▶ **Source material**:
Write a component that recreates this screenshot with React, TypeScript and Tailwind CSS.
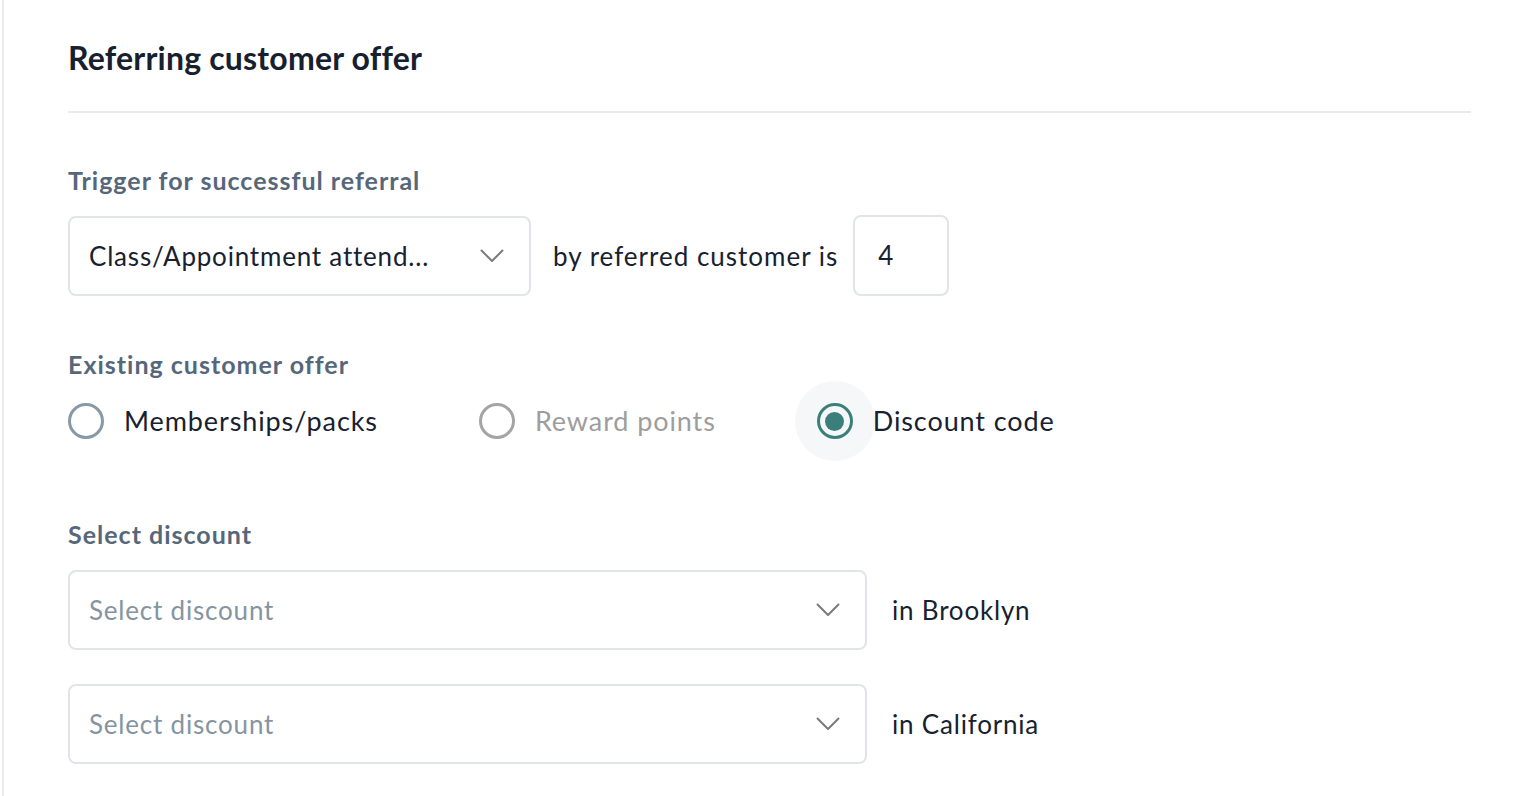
import { useState } from "react";

const Chevron = () => (
    <svg width="24" height="14" viewBox="0 0 24 14" fill="none">
        <path d="M1.5 1.5L12 12L22.5 1.5" stroke="#7b7b7b" strokeWidth="2" strokeLinecap="round" strokeLinejoin="round" />
    </svg>
);

function Radio({ label, checked, disabled }: { label: string; checked?: boolean; disabled?: boolean }) {
    const ring = checked ? "border-[#3b7f7c]" : disabled ? "border-[#a4a4a4]" : "border-[#8798a6]";
    const text = disabled ? "text-[#9d9d9d]" : "text-[#17212f]";
    return (
        <label className="flex items-center">
            <span className={`flex items-center justify-center w-[80px] h-[80px] -mx-[22px] rounded-full ${checked ? "bg-[#f6f7f9]" : ""}`}>
                <span className={`flex items-center justify-center w-[36px] h-[36px] rounded-full border-[3px] ${ring}`}>
                    {checked && <span className="w-[19px] h-[19px] rounded-full bg-[#3b7f7c]" />}
                </span>
            </span>
            <span className={`ml-[20px] text-[27px] leading-[32px] tracking-[0.9px] ${text}`}>{label}</span>
        </label>
    );
}

function Select({ value, placeholder, width }: { value?: string; placeholder?: string; width: string }) {
    return (
        <div className={`flex items-center justify-between ${width} h-[80px] pl-[19px] pr-[25px] rounded-[8px] border-2 border-[#e1e4e9] bg-white`}>
            <span className={`text-[26px] leading-[32px] tracking-[0.8px] ${value ? "text-[#17212f]" : "text-[#8594a1]"}`}>{value ?? placeholder}</span>
            <Chevron />
        </div>
    );
}

export default function App() {
    const [count] = useState("4");

    return (
        <div className="min-h-[796px] bg-white ml-[2px] border-l-2 border-[#ececf0] font-['Lato','Open_Sans',sans-serif]">
            <div className="pl-[64px] pr-[61px] pt-[38px]">
                {/* Header */}
                <h2 className="text-[32px] leading-[40px] font-bold tracking-[0.2px] text-[#17202e]">Referring customer offer</h2>
                <div className="mt-[33px] h-[2px] bg-[#e9e9ee]" />

                {/* Trigger */}
                <p className="mt-[51px] text-[25px] leading-[32px] font-bold tracking-[1px] text-[#56677a]">Trigger for successful referral</p>
                <div className="mt-[19px] flex items-center">
                    <Select value="Class/Appointment attend..." width="w-[463px]" />
                    <span className="ml-[22px] text-[26px] leading-[32px] tracking-[1px] text-[#17212f]">by referred customer is</span>
                    <div className="ml-[15px] flex items-center w-[96px] h-[81px] pl-[23px] rounded-[8px] border-2 border-[#e1e4e9] text-[26px] text-[#17212f]">
                        {count}
                    </div>
                </div>

                {/* Existing customer offer */}
                <p className="mt-[52px] text-[25px] leading-[32px] font-bold tracking-[1px] text-[#56677a]">Existing customer offer</p>
                <div className="mt-[1px] flex items-center gap-[101px] h-[80px]">
                    <Radio label="Memberships/packs" />
                    <Radio label="Reward points" disabled />
                    <Radio label="Discount code" checked />
                </div>

                {/* Select discount */}
                <p className="mt-[57px] text-[25px] leading-[32px] font-bold tracking-[1px] text-[#56677a]">Select discount</p>
                <div className="mt-[20px] flex flex-col gap-[34px]">
                    <div className="flex items-center">
                        <Select placeholder="Select discount" width="w-[799px]" />
                        <span className="ml-[25px] text-[26px] leading-[32px] tracking-[0.8px] text-[#17212f]">in Brooklyn</span>
                    </div>
                    <div className="flex items-center">
                        <Select placeholder="Select discount" width="w-[799px]" />
                        <span className="ml-[25px] text-[26px] leading-[32px] tracking-[0.8px] text-[#17212f]">in California</span>
                    </div>
                </div>
            </div>
        </div>
    );
}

▶ **To be done**: Set down the material exactly, every line of it, except for the pictures.

▶ **Task answer**:
Write a component that recreates this screenshot with React, TypeScript and Tailwind CSS.
import { useState } from "react";

const Chevron = () => (
    <svg width="24" height="14" viewBox="0 0 24 14" fill="none">
        <path d="M1.5 1.5L12 12L22.5 1.5" stroke="#7b7b7b" strokeWidth="2" strokeLinecap="round" strokeLinejoin="round" />
    </svg>
);

function Radio({ label, checked, disabled }: { label: string; checked?: boolean; disabled?: boolean }) {
    const ring = checked ? "border-[#3b7f7c]" : disabled ? "border-[#a4a4a4]" : "border-[#8798a6]";
    const text = disabled ? "text-[#9d9d9d]" : "text-[#17212f]";
    return (
        <label className="flex items-center">
            <span className={`flex items-center justify-center w-[80px] h-[80px] -mx-[22px] rounded-full ${checked ? "bg-[#f6f7f9]" : ""}`}>
                <span className={`flex items-center justify-center w-[36px] h-[36px] rounded-full border-[3px] ${ring}`}>
                    {checked && <span className="w-[19px] h-[19px] rounded-full bg-[#3b7f7c]" />}
                </span>
            </span>
            <span className={`ml-[20px] text-[27px] leading-[32px] tracking-[0.9px] ${text}`}>{label}</span>
        </label>
    );
}

function Select({ value, placeholder, width }: { value?: string; placeholder?: string; width: string }) {
    return (
        <div className={`flex items-center justify-between ${width} h-[80px] pl-[19px] pr-[25px] rounded-[8px] border-2 border-[#e1e4e9] bg-white`}>
            <span className={`text-[26px] leading-[32px] tracking-[0.8px] ${value ? "text-[#17212f]" : "text-[#8594a1]"}`}>{value ?? placeholder}</span>
            <Chevron />
        </div>
    );
}

export default function App() {
    const [count] = useState("4");

    return (
        <div className="min-h-[796px] bg-white ml-[2px] border-l-2 border-[#ececf0] font-['Lato','Open_Sans',sans-serif]">
            <div className="pl-[64px] pr-[61px] pt-[38px]">
                {/* Header */}
                <h2 className="text-[32px] leading-[40px] font-bold tracking-[0.2px] text-[#17202e]">Referring customer offer</h2>
                <div className="mt-[33px] h-[2px] bg-[#e9e9ee]" />

                {/* Trigger */}
                <p className="mt-[51px] text-[25px] leading-[32px] font-bold tracking-[1px] text-[#56677a]">Trigger for successful referral</p>
                <div className="mt-[19px] flex items-center">
                    <Select value="Class/Appointment attend..." width="w-[463px]" />
                    <span className="ml-[22px] text-[26px] leading-[32px] tracking-[1px] text-[#17212f]">by referred customer is</span>
                    <div className="ml-[15px] flex items-center w-[96px] h-[81px] pl-[23px] rounded-[8px] border-2 border-[#e1e4e9] text-[26px] text-[#17212f]">
                        {count}
                    </div>
                </div>

                {/* Existing customer offer */}
                <p className="mt-[52px] text-[25px] leading-[32px] font-bold tracking-[1px] text-[#56677a]">Existing customer offer</p>
                <div className="mt-[1px] flex items-center gap-[101px] h-[80px]">
                    <Radio label="Memberships/packs" />
                    <Radio label="Reward points" disabled />
                    <Radio label="Discount code" checked />
                </div>

                {/* Select discount */}
                <p className="mt-[57px] text-[25px] leading-[32px] font-bold tracking-[1px] text-[#56677a]">Select discount</p>
                <div className="mt-[20px] flex flex-col gap-[34px]">
                    <div className="flex items-center">
                        <Select placeholder="Select discount" width="w-[799px]" />
                        <span className="ml-[25px] text-[26px] leading-[32px] tracking-[0.8px] text-[#17212f]">in Brooklyn</span>
                    </div>
                    <div className="flex items-center">
                        <Select placeholder="Select discount" width="w-[799px]" />
                        <span className="ml-[25px] text-[26px] leading-[32px] tracking-[0.8px] text-[#17212f]">in California</span>
                    </div>
                </div>
            </div>
        </div>
    );
}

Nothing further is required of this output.